COURTESY: NWS Wildfire Weather Safety


Take personal responsibility and prepare long before the threat of a wildland fire so your home is ready in case of a fire:
  • Create defensible space by clearing brush away from your home.
  • Use fire-resistant landscaping and harden your home with fire-safe construction measures.
  • Put together a basic emergency supply kit. Check emergency equipment, such as flashlights and generators.
  • Plan escape routes and make sure all those residing within the home know the plan of action.
  • Learn more ways to protect yourself, your family and your property
  • Before an emergency happens, sit down with your family or close friends and decide how you will get in contact with each other, where you will go, and what you will do in an emergency. Keep a copy of this plan in your emergency supplies kit or another safe place where you can access it in the event of a disaster. Start at the Ready.Gov emergency plan webpage.
  • Review your insurance policies to ensure that you have adequate coverage for your home and personal property.
  • Understand NWS forecast products, especially the meaning of NWS watches and warnings.


  • Pack your emergency items.
  • Stay aware of the latest wildfire news at the National Interagency Fire Center Large Fire News site or Incident Information Site (Inciweb) and information on your local National Weather Service office and local government/emergency management office. Find out what type of emergencies could occur and how you should respond. Listen to NOAA Weather Radio or other radio or TV stations for the latest storm news.
  • Follow instructions issued by local officials. Leave immediately if ordered!
  • If NOT ordered to evacuate:
    • Do not light campfires, bonfires, candles or anything else that could blow over and start a fire.
    • If you smoke, be sure to extinguish your cigarette or cigar before disposing of it. Never through a burning item out a window.
    • Bag up trash, clippings and other easily flammable items.
    • Fill up your vehicle in case you need to evacuate.

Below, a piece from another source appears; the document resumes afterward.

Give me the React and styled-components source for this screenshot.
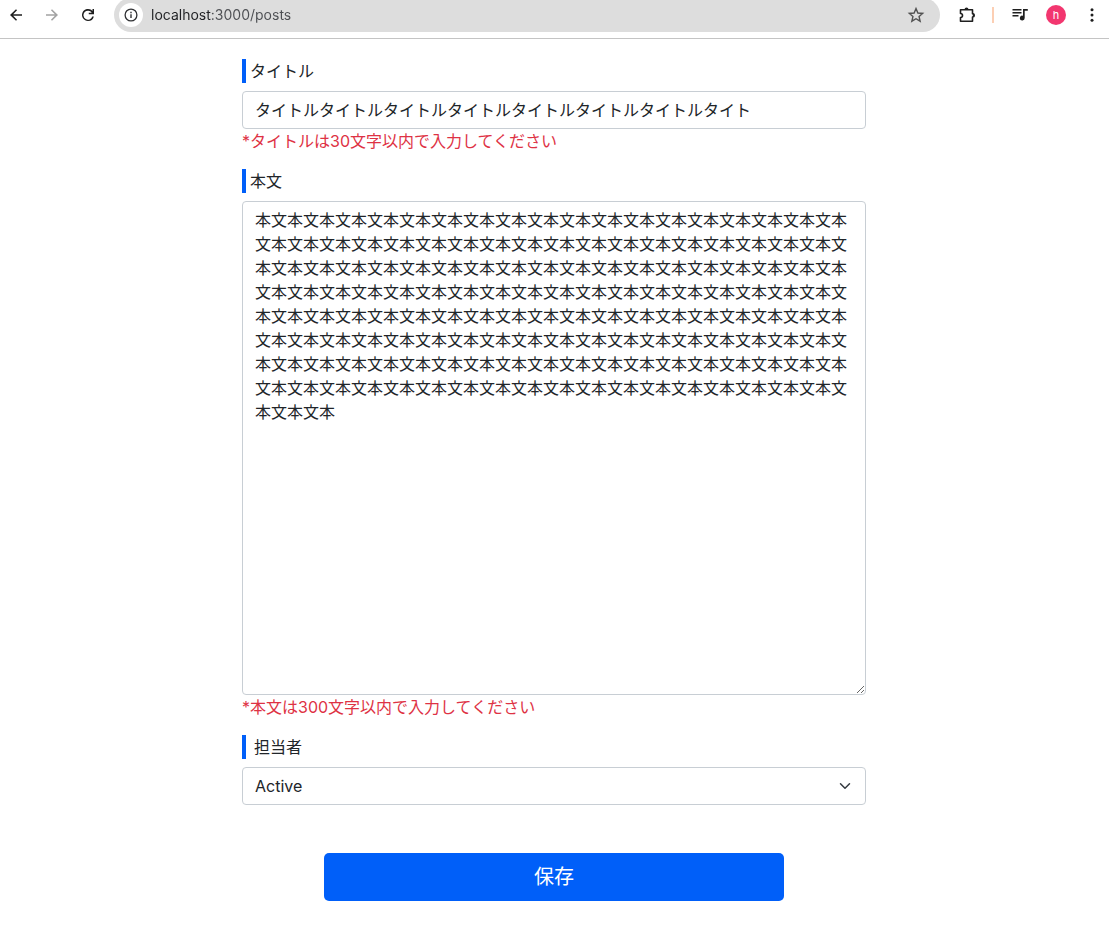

  • Follow your personal wildland fire action plan. Following your plan will not only support your safety, but will allow firefighters to best maneuver resources to combat the fire.
  • Continue listening to a NOAA Weather Radio or the local news for the latest updates.
  • If you were told to evacuate, return home only when officials say it is safe.
  • Once home, drive only if necessary. If you must go out, watch for fallen objects in the road, downed electrical wires, and weakened walls, bridges, roads, and sidewalks that might collapse.
  • Walk carefully around the outside of your home to check for damaged power lines, gas leaks, and structural damage.
  • Stay out of any building in which you smell gas, see smoke or flames or if the building or home was damaged by fire, or if the authorities have not declared it safe.
  • Carbon monoxide poisoning is one of the leading causes of death after storms in areas dealing with power outages. Never use a portable generator inside your home or garage. Review generator safety.
  • Use battery-powered flashlights. Do NOT use candles. Turn on your flashlight before entering a vacated building. The battery could produce a spark that could ignite leaking gas, if present.